A beautiful replica of the San Damiano crucifix hangs on the inner wall of the vestibule. This cross is made of mosaic tiles and was purchased for our church by Fr. Dennis in Italy in 1997. The history of the San Damiano crucifix is a vital piece in the story of St. Francis. In the year 1205, Francis visited an old, semi-abandoned church just below Assisi. There he saw the Byzantine image of the crucified Christ.
Francis was enthralled with the unusual image because Christ is alive on the cross. It was this crucifix which "spoke" to Francis and asked him to repair His Church. The story of the San Damiano crucifix is particularly meaningful to us at Mother Cabrini as we, too, have been called by God to rebuild His church.
We enter the nave and, looking upward, notice the beautiful stencils and symbols throughout. These were applied in the 1970's by Fr. Woody Jones, then pastor of St. Edward's. "You can give anyone a capsule course in Christian history just from the
columns", he remarked. The right wall depicts Creation, the Tree of Life in the Garden of Eden, the Covenant between Abraham and God, the Burning Bush, the Ten Commandments and the Prophecy
that a Virgin would conceive. The left wall depicts the Birth of Christ,the Visit of the Maji, the Crucifixion, the Resurrection, the Ascension and the Holy Spirit.
The corporal and spiritual works of mercy can be viewed on both sides of the ceiling in the nave. The
rear walls of the church are graced with framed murals of the Annunciation and Nativity which had previously been affixed to the ceilings of Assumption BVM Church and are over one hundred years old.
Restored in 1997, they now complement the original symbols in the nave. During the church renovations in 1998, the church was repainted and stencils were added by H.A. Smith, Inc. of Wilkes-Barre.
The focal point of the sanctuary
is the altar of sacrifice. The altars are the original anthracite coal altars that were commissioned for St. Edward's Church in 1972 and, in 1998, they have been enhanced by the addition of oak trim. The altars represent a tribute to the mining heritage of the people of the area. Directly above the altar of sacrifice is an inscription that is indicative of the work ethic and love of church which are, and always have been, very important to us: "Come to me all you who labor and are burdened."
Our patron, Mother Cabrini, stands in the corner of the vestibule. Frances Xavier Cabrini is the first citizen saint of the United States and is known as the patron saint of immigrants. Because of the varied ethnic backgrounds in our area, she was chosen as the patron and protector of Mother Cabrini Church by Bishop Nicholas Dattilo. Her statue was the first item purchased for our church following it's dedication in
1995. The statues of Mary and Joseph which are within the arch on the right side of the sanctuary came to us from Assumption BVM Church and were purchased in 1953 by the Marcinek siblings in
memory of their parents.
The baptismal font which stands beneath Mary and Joseph is the original font from St. Stanislaus Church and is known to be over one hundred years old. The
crucifix which hangs behind the altar of sacrifice is also from St. Stanislaus and is known as the "Mission Cross" from that church. The corpus is also over one hundred years old, however, the original cross was replaced in 1963. In 1998 this cross was refinished, the corpus restored and moved into Mother Cabrini.

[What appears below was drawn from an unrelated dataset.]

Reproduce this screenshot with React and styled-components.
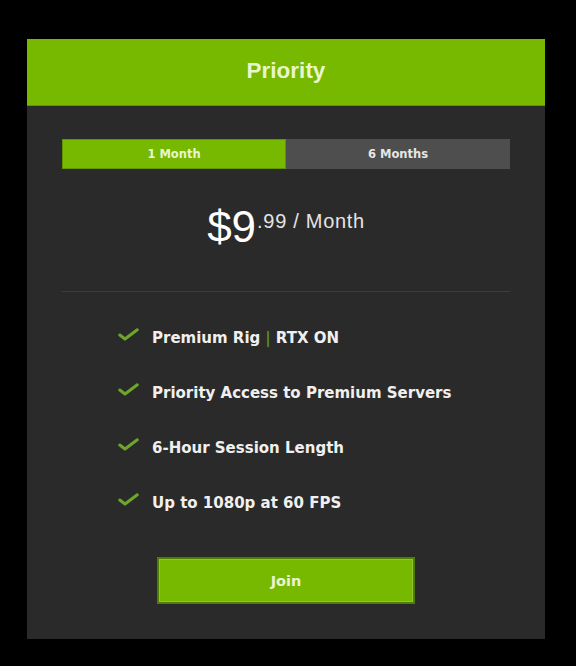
import React, { useState } from 'react';
import styled, { createGlobalStyle } from 'styled-components';

const GlobalStyle = createGlobalStyle`
    html, body {
        margin: 0;
        padding: 0;
        background: #000;
    }
    body {
        font-family: "Liberation Sans", Arial, sans-serif;
    }
`;

const Page = styled.div`
    min-height: 666px;
    padding: 39px 0 0 27px;
    box-sizing: border-box;
`;

const Card = styled.div`
    width: 518px;
    height: 600px;
    background: #2a2a2a;
    display: flex;
    flex-direction: column;
`;

const Header = styled.div`
    height: 67px;
    padding-bottom: 3px;
    background: #76b900;
    display: flex;
    align-items: center;
    justify-content: center;
    color: #eaf5d0;
    font-size: 22.5px;
    font-weight: 700;
    border-bottom: 1px solid #5f9600;
    box-sizing: border-box;
`;

const Body = styled.div`
    padding: 33px 35px 0;
    display: flex;
    flex-direction: column;
    align-items: center;
`;

const Toggle = styled.div`
    width: 448px;
    height: 30px;
    display: grid;
    grid-template-columns: 1fr 1fr;
`;

const Tab = styled.button`
    border: none;
    margin: 0;
    padding: 0;
    font-family: "DejaVu Sans", sans-serif;
    font-size: 11.5px;
    font-weight: 700;
    cursor: pointer;
    background: ${p => (p.$active ? '#76b900' : '#4e4e4e')};
    color: ${p => (p.$active ? '#eaf5d0' : '#e6e6e6')};
    box-shadow: ${p => (p.$active ? 'inset 0 0 0 1px #5f9600' : 'none')};
`;

const Price = styled.div`
    margin-top: 34px;
    height: 48px;
    display: flex;
    align-items: flex-start;
    color: #fff;
    margin-left: 0;
`;

const Dollars = styled.span`
    font-size: 44px;
    line-height: 48px;
`;

const Rest = styled.span`
    font-size: 20px;
    line-height: 20px;
    letter-spacing: 0.7px;
    margin-top: 8px;
    margin-left: 1px;
    color: #e4e4e4;
`;

const Divider = styled.hr`
    width: 448px;
    border: none;
    border-top: 1px solid #3c3c3c;
    margin: 40px 0 0;
`;

const Features = styled.ul`
    list-style: none;
    margin: 36px 0 0;
    padding: 0;
    align-self: flex-start;
    margin-left: 56px;
    display: flex;
    flex-direction: column;
    gap: 35px;
`;

const Feature = styled.li`
    display: flex;
    align-items: center;
    height: 20px;
    color: #f0f0f0;
    font-family: "DejaVu Sans", sans-serif;
    font-size: 15px;
    font-weight: 700;
`;

const Check = styled.svg`
    width: 21px;
    height: 13px;
    margin-right: 13px;
    flex-shrink: 0;
    margin-top: -7px;
`;

const Pipe = styled.span`
    color: #5f8a1c;
    margin: 0 5px;
`;

const JoinButton = styled.button`
    margin-top: 44px;
    width: 258px;
    height: 47px;
    background: #76b900;
    border: 2px solid #4f7d00;
    box-shadow: inset 0 0 0 1px #8fc43a;
    color: #eaf5d0;
    font-family: "DejaVu Sans", sans-serif;
    font-size: 14.5px;
    font-weight: 700;
    cursor: pointer;
`;

function CheckIcon() {
    return (
        <Check viewBox="0 0 21 13">
            <path d="M1.8 7 L7 11 L19.3 1.8" fill="none" stroke="#6ea62a" strokeWidth="3" strokeLinecap="round" strokeLinejoin="round" />
        </Check>
    );
}

const features = [
    ['Premium Rig', 'RTX ON'],
    ['Priority Access to Premium Servers'],
    ['6-Hour Session Length'],
    ['Up to 1080p at 60 FPS'],
];

export default function App() {
    const [plan, setPlan] = useState(0);

    return (
        <Page>
            <GlobalStyle />
            <Card>
                <Header>Priority</Header>
                <Body>
                    <Toggle>
                        <Tab $active={plan === 0} onClick={() => setPlan(0)}>1 Month</Tab>
                        <Tab $active={plan === 1} onClick={() => setPlan(1)}>6 Months</Tab>
                    </Toggle>

                    <Price>
                        <Dollars>$9</Dollars>
                        <Rest>.99 / Month</Rest>
                    </Price>

                    <Divider />

                    <Features>
                        {features.map((f, i) => (
                            <Feature key={i}>
                                <CheckIcon />
                                {f[0]}
                                {f[1] && (
                                    <>
                                        <Pipe>|</Pipe>
                                        {f[1]}
                                    </>
                                )}
                            </Feature>
                        ))}
                    </Features>

                    <JoinButton>Join</JoinButton>
                </Body>
            </Card>
        </Page>
    );
}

The coal lectern was also modified in 1998 by the
addition of gold rails on either side. These are the original altar rail gates from pre-Vatican II St. Edward's Church.
The Venetian tiled mosaic which hangs above the tabernacle came to Mother Cabrini from St. Anthony's Church. Designed by then pastor Fr. Matthew Swizdor, the mosaic was assembled by artisans in Venice, Italy in 1975. It depicts the wheat and vines, bread and wine, at the base. The chalice and host
are centered, rays of light emanating heavenward, all symbols of the Holy Eucharist. The mosaic is composed of small pieces of colored marble and a special type of glass. As beautiful today as it was in 1975, the mosaic was carefully removed from St. Anthony's Church and reinstalled in Mother Cabrini.
The tabernacle, the angels that flank it, the statues in the crucifixion scene and the sanctuary lamp were purchased in 1998 during the renovation of the church. The statue of the Sacred Heart of Jesus which stands in the left corner of the sanctuary next to one of our two reliquaries came to us from St. Michael's Church. Purchased in the early seventies by Oblate Fr. John Cleary, this statue, as well as the murals throughout the church, was repaired and repainted by liturgical artist Judith Dotzell in 1998.
All of the sacred items which you see within Mother Cabrini Church are representative of both our past and our future. Although individually beautiful, like pieces of a mosaic they have been joined to form an exquisite new picture. This new faith community now worships together under the patronage of Mother Cabrini. With her help and intercession and the blessing of Almighty God we continue to grow as a parish family and look toward a future filled with hope and promise.